APOEL are the debutante Cypriot side at this stage of the competition. As a club based in an island nation of only around a million residents, they’re pitted against a Lyon side that hail from a metropolitan area of around 1.4 million residents and the second largest in France. Just to even reach the Group Stage, they had to navigate through three qualifying rounds against stiff competition: Albania’s Skënderbeu Korçë, Slovakia’s ŠK Slovan Bratislava and Poland’s Wisła Kraków. Thanks in large part to these exploits, APOEL manager Ivan Jovanović was named Serbian Manager of the Year. If that’s not a Cinderella side, I don’t know one that is.
Perhaps understandably though, neither side are being favored to advance any further in the tournament. But that doesn’t mean they won’t move on, either. Despite losing their first leg yesterday 0-1, APOEL are capable of upsetting an unusually weak Lyon side… especially with the second leg at home. Basel’s chances of advancing are slightly less likely, with their tie against mighty Bayern looming next week.
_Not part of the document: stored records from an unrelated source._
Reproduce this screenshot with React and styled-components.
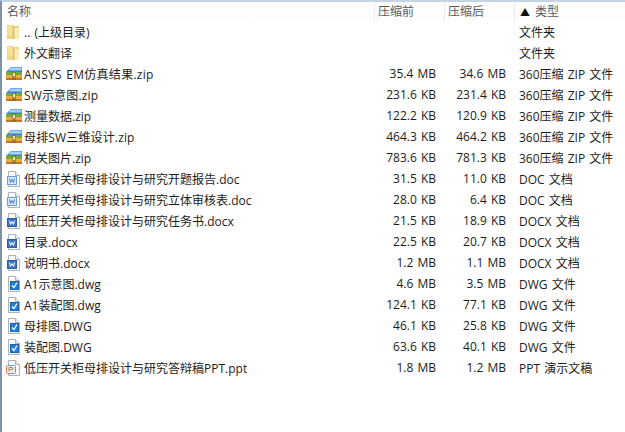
import React from "react";
import styled, { createGlobalStyle } from "styled-components";

const Global = createGlobalStyle`
  html, body { margin: 0; padding: 0; background: #fff; }
  body { font-family: "Open Sans", "Noto Sans CJK SC", sans-serif; font-size: 12px; color: #1c1c1c; word-spacing: 1px; }
`;
const Win = styled.div`
  width: 625px; height: 432px; box-sizing: border-box; overflow: hidden;
  background: #fff; border-left: 2px solid #7f93a6; border-top: 2px solid #c3d4e4;
`;
const Cols = "373px 70px 70px 1fr";
const Head = styled.div`
  display: grid; grid-template-columns: ${Cols}; height: 19px;
  background: linear-gradient(#fff, #fdfdfe); color: #5a5a5a;
`;
const HeadCell = styled.div`
  display: flex; align-items: center; box-sizing: border-box; padding-bottom: 1px;
  padding-left: ${p => p.$pad}px; border-right: ${p => (p.$last ? "none" : "1px solid #e8edf2")};
`;
const Arrow = styled.span`font-size: 10px; color: #111; margin-right: 5px;`;
const List = styled.div`display: flex; flex-direction: column;`;
const Row = styled.div`
  display: grid; grid-template-columns: ${Cols}; height: 21px; align-items: center; white-space: nowrap;
`;
const NameCell = styled.div`display: flex; align-items: center; gap: 2px; padding-left: 4px;`;
const Name = styled.span`letter-spacing: ${p => p.$track || 0}px;`;
const Size = styled.div`text-align: right; padding-right: 9px;`;
const Type = styled.div`padding-left: 4px;`;
const Ic = styled.svg`width: 16px; height: 16px; flex: none; display: block;`;

const Folder = () => (
  <Ic viewBox="0 0 16 16">
    <path d="M1 1h6l1 1h5v13H1z" fill="#efd27a" />
    <path d="M1.500 1.500h5v13h-5z" fill="#f5e09a" />
    <path d="M7 2l1.500 2v11H7z" fill="#dcbb62" />
    <path d="M8.500 4H13v11H8.500z" fill="#f9ecb6" />
    <path d="M1 11h6v4H1z" fill="#ecd07a" opacity=".6" />
  </Ic>
);
const Zip = () => (
  <Ic viewBox="0 0 16 16">
    <path d="M0 6l5-5h11v5z" fill="#3f82ca" />
    <path d="M5 1.500h10.500v3H2.500z" fill="#a3d2f5" />
    <rect x="0" y="6" width="16" height="3" fill="#79a83c" />
    <rect x="0" y="9" width="16" height="3" fill="#e8ae36" />
    <rect x="0" y="12" width="16" height="2" fill="#bd762e" />
    <rect x="6" y="6" width="4" height="8" fill="#6e5230" opacity=".4" />
    <rect x="7" y="7" width="2" height="3" fill="#f4e6b6" />
  </Ic>
);
const Page = ({ children }) => (
  <Ic viewBox="0 0 16 16">
    <path d="M2.500 .5h7l4 4v11h-11z" fill="#fbfbfb" stroke="#aab3bc" />
    <path d="M9.500 .5v4h4" fill="#e8edf1" stroke="#aab3bc" />
    {children}
  </Ic>
);
const Doc = ({ solid }) => (
  <Page>
    <rect x="1.500" y="5.500" width="9" height="8" fill={solid ? "#3f74c0" : "#dbe7f6"} stroke={solid ? "#2f5ea8" : "#6f9bd6"} />
    <path d="M3.500 7.500l1 4 1.500-3 1.500 3 1-4" fill="none" stroke={solid ? "#fff" : "#4a7cc4"} strokeWidth="1" />
  </Page>
);
const Dwg = () => (
  <Page>
    <rect x="4.500" y="5.500" width="8" height="8" fill="#1f7fdc" stroke="#1a62ae" />
    <path d="M6 9.500l2 2 3-5" fill="none" stroke="#fff" strokeWidth="1.200" />
  </Page>
);
const Ppt = () => (
  <Page>
    <rect x=".5" y="5.500" width="9" height="8" rx="1" fill="#fdf1ea" stroke="#d9783f" />
    <path d="M3 11.500v-4h3.500v2.200H3" fill="none" stroke="#d9783f" />
  </Page>
);

const zip = "360压缩 ZIP 文件";
const rows = [
  [<Folder />, ".. (上级目录)", "", "", "文件夹"],
  [<Folder />, "外文翻译", "", "", "文件夹"],
  [<Zip />, "ANSYS EM仿真结果.zip", "35.4 MB", "34.6 MB", zip, 0.28],
  [<Zip />, "SW示意图.zip", "231.6 KB", "231.4 KB", zip, 0.15],
  [<Zip />, "测量数据.zip", "122.2 KB", "120.9 KB", zip],
  [<Zip />, "母排SW三维设计.zip", "464.3 KB", "464.2 KB", zip, 0.15],
  [<Zip />, "相关图片.zip", "783.6 KB", "781.3 KB", zip],
  [<Doc />, "低压开关柜母排设计与研究开题报告.doc", "31.5 KB", "11.0 KB", "DOC 文档"],
  [<Doc />, "低压开关柜母排设计与研究立体审核表.doc", "28.0 KB", "6.4 KB", "DOC 文档"],
  [<Doc solid />, "低压开关柜母排设计与研究任务书.docx", "21.5 KB", "18.9 KB", "DOCX 文档"],
  [<Doc solid />, "目录.docx", "22.5 KB", "20.7 KB", "DOCX 文档"],
  [<Doc solid />, "说明书.docx", "1.2 MB", "1.1 MB", "DOCX 文档"],
  [<Dwg />, "A1示意图.dwg", "4.6 MB", "3.5 MB", "DWG 文件"],
  [<Dwg />, "A1装配图.dwg", "124.1 KB", "77.1 KB", "DWG 文件"],
  [<Dwg />, "母排图.DWG", "46.1 KB", "25.8 KB", "DWG 文件"],
  [<Dwg />, "装配图.DWG", "63.6 KB", "40.1 KB", "DWG 文件"],
  [<Ppt />, "低压开关柜母排设计与研究答辩稿PPT.ppt", "1.8 MB", "1.2 MB", "PPT 演示文稿"],
];

export default function App() {
  return (
    <Win>
      <Global />
      <Head>
        <HeadCell $pad={5}>名称</HeadCell>
        <HeadCell $pad={3}>压缩前</HeadCell>
        <HeadCell $pad={3}>压缩后</HeadCell>
        <HeadCell $pad={5} $last><Arrow>▲</Arrow>类型</HeadCell>
      </Head>
      <List>
        {rows.map(([icon, name, a, b, t, track], i) => (
          <Row key={i}>
            <NameCell>{icon}<Name $track={track}>{name}</Name></NameCell>
            <Size>{a}</Size>
            <Size>{b}</Size>
            <Type>{t}</Type>
          </Row>
        ))}
      </List>
    </Win>
  );
}
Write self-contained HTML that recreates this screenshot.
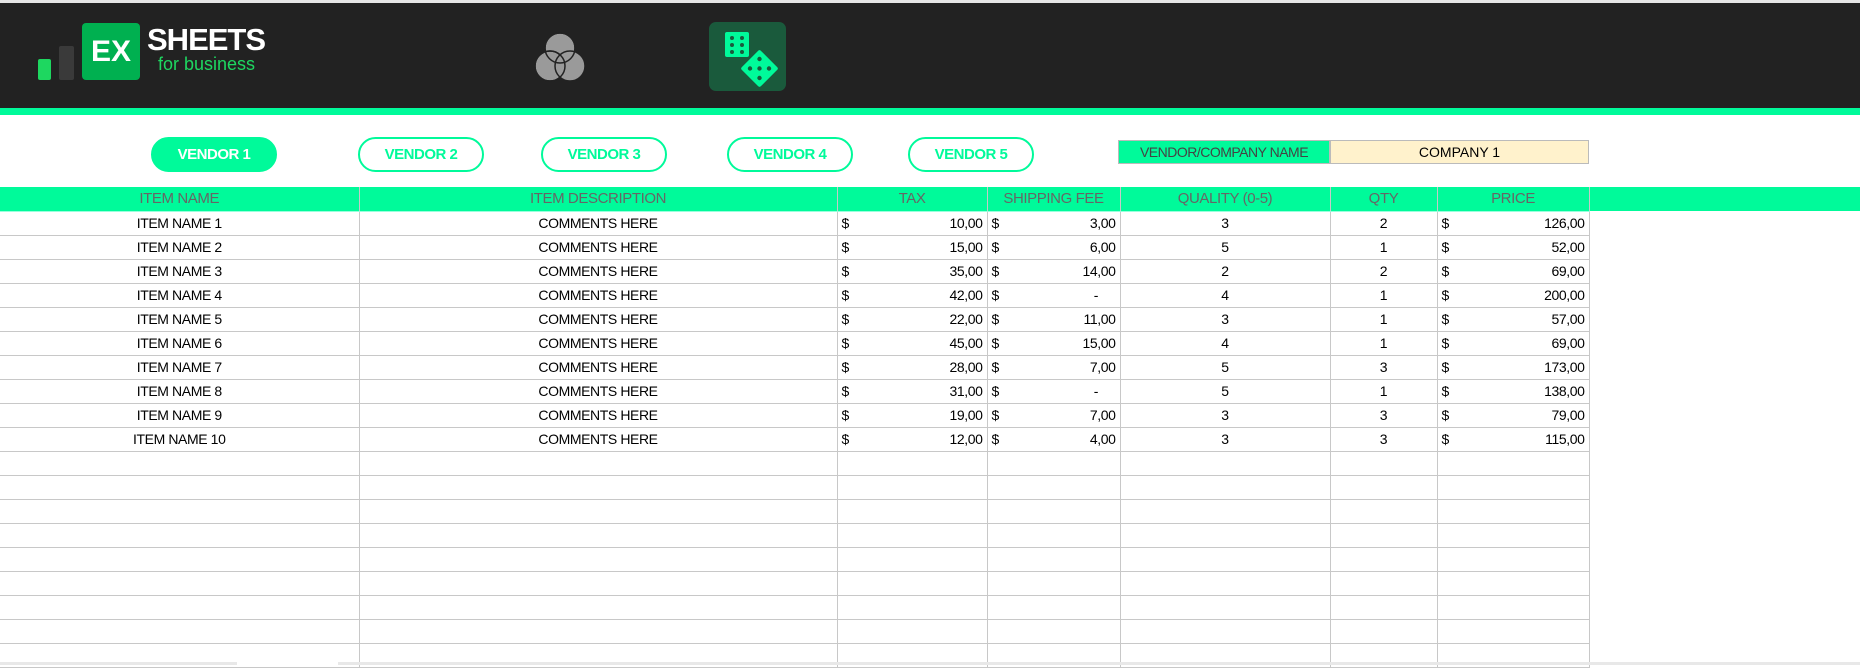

Bigger upsets have happened though.
Regardless, even if neither team advances, both clubs have proven that there is room in European club football’s ball for an unfancied side or two. Other small clubs from around Europe have undoubtedly taken notice, and will use Basel’s and APOEL’s success as inspiration for their own ambitions. Coupled with Platini’s Financial Fair Play coming into effect in the coming seasons, it could be just the boost those clubs need to find the belief that they too can make an impact.
And if that’s the case, perhaps we’ll get a yearly dose of the Cinderella magic in the Champions League, instead of once every blue moon.